BAŞKAN - Buyurun, tamamlayın lütfen.

ZÜLKÜF UÇAR (Devamla) - Bugün yaşadığımız siyasal ve hukuki durumu da bu şekilde betimlemek gerekir. Kalıcı ve kesin çözüm demokratik, kadın özgürlükçü ve ekolojik bir dönüşümü zorunlu kılmaktadır.

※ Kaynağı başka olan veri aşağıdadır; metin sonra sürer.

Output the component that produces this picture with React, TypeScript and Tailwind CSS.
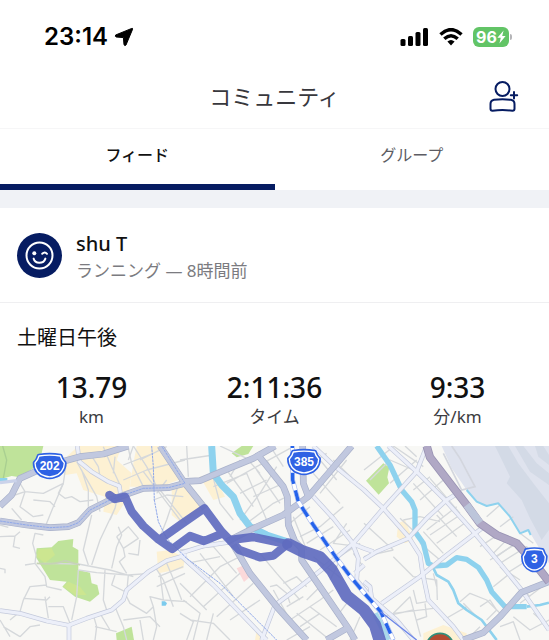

Bizler bu yoldaki tarihî sorumluluğumuzun farkındayız ve bu doğrultuda yürümeye devam edeceğiz. İktidara da açık çağrımızdır: Günü kurtarmak yerine evrensel hukuku esas alan, bu ülkede yaşayan her bir bireyin iş ve yaşam kaygısı yaşamayacağı demokratik, adil ve ekonomisi güçlü bir hukuk devleti için hukuka dönün.